Rosie at the Washing Line
Rosie, the laundry woman sings a traditional Indigenous lullaby to sooth the spirits who haunt the orphanage.
Rosie functions as the guide or mentor for the new arrival and she reveals the importance of storytelling as a means of releasing the restless spirits.
The Black Skirt Nurses the Baby
Every night the sound of a crying newborn baby is heard through the corridors of the orphanage. This is the Black Skirt’s own child who died at birth. The baby’s spirit is symbolic not only of the Black Skirt’s lost child but that of all lost children in Australian history.
When the orphans finally discover the remains of the baby, they tell its story and release its spirit. The spell of the orphanage is finally broken.

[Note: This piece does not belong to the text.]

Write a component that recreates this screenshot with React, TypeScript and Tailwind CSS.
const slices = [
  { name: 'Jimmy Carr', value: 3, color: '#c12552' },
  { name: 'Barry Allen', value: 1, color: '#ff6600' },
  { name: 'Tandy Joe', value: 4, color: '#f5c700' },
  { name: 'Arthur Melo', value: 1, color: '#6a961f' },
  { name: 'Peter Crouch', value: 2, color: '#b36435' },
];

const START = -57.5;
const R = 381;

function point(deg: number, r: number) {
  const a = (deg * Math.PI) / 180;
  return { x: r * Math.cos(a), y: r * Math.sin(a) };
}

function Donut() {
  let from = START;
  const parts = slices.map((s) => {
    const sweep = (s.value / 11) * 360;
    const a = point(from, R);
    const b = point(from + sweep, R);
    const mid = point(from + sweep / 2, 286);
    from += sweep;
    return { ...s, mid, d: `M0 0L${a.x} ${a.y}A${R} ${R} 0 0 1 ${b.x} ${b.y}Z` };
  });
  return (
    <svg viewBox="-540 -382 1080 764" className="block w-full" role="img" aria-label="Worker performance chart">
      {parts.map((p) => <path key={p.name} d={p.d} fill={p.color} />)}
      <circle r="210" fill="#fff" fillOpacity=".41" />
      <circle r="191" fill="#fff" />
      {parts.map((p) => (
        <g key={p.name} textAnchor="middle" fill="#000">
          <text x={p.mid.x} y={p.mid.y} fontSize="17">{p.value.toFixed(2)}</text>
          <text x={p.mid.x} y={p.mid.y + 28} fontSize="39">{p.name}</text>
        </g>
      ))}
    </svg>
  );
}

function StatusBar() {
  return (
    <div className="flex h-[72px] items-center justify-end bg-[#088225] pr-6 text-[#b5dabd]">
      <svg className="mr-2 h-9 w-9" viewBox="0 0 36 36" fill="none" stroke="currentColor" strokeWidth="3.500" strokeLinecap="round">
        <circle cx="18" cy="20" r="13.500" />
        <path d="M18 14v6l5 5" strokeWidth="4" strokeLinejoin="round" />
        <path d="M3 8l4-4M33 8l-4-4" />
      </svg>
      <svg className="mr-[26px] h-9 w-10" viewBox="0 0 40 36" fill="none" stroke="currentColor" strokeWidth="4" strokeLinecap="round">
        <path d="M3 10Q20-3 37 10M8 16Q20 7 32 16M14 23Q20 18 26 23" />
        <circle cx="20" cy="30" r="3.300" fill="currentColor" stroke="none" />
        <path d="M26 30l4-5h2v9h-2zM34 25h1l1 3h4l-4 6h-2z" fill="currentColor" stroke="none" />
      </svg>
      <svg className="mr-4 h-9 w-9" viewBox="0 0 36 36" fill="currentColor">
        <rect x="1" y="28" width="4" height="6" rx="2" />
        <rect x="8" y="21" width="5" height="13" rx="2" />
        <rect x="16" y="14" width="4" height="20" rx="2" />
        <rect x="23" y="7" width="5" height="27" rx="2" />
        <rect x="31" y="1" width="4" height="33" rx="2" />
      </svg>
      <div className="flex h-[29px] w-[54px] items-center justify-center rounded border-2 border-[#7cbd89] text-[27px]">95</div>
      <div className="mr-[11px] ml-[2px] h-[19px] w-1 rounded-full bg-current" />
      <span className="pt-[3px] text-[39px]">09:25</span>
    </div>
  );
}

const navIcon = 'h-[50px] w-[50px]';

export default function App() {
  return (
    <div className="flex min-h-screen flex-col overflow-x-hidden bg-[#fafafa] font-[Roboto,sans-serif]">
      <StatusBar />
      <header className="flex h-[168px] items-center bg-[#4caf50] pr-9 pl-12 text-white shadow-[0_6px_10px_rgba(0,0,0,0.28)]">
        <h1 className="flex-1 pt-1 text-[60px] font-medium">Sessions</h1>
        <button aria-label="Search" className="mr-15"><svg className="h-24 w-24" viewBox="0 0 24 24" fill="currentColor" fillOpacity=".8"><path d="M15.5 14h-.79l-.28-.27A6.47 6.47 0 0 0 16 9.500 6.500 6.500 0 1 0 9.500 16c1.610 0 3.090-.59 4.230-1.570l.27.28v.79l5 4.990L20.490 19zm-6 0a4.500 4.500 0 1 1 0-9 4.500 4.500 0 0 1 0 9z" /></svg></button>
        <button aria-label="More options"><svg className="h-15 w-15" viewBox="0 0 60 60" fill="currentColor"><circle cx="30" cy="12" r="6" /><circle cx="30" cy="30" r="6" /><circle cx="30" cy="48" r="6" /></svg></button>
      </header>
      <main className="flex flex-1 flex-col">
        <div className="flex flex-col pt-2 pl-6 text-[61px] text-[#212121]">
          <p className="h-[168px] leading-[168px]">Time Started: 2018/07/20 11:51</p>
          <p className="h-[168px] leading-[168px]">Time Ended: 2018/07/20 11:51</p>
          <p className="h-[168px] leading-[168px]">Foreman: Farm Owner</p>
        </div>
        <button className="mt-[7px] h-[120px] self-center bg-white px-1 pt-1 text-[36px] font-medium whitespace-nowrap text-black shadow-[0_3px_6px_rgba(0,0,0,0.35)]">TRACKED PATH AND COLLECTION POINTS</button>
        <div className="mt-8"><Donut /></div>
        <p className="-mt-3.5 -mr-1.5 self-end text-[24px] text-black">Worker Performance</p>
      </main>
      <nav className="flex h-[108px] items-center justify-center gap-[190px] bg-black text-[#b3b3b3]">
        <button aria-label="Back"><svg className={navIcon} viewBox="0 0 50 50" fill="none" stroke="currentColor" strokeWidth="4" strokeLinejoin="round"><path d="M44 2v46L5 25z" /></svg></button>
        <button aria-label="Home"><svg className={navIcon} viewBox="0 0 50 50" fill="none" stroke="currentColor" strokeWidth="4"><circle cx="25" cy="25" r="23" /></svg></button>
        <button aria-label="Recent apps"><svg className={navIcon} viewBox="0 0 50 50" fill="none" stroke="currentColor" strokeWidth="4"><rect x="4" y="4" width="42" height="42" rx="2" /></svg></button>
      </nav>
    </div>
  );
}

The Black Skirt Inspects the Dormitories
Our research revealed that inspections of the dormitories would occur on a regular basis. Language was kept to a bare minimum and the authorities would communicate with the children through a series of claps and gestures. The children were expected to be silent unless spoken to and were referred to by their number, not their name.
The Black Skirt Transforms into Harold Horrocks
The Black Skirt is transformed into the grotesque Government Inspector of Orphanages through a grooming ritual carried out by the characters, New One and Old One. This ritual is underscored by a monotonous recitation of letters to home. These letters reveal the silenced inner voices of the children.
The transformation of the Black Skirt (who represents the Church) to Harold Horrocks (who represents the Government) suggests the symbiosis of Government and Church and their complicity in the process of institutionalising the black, poor and female in Australia.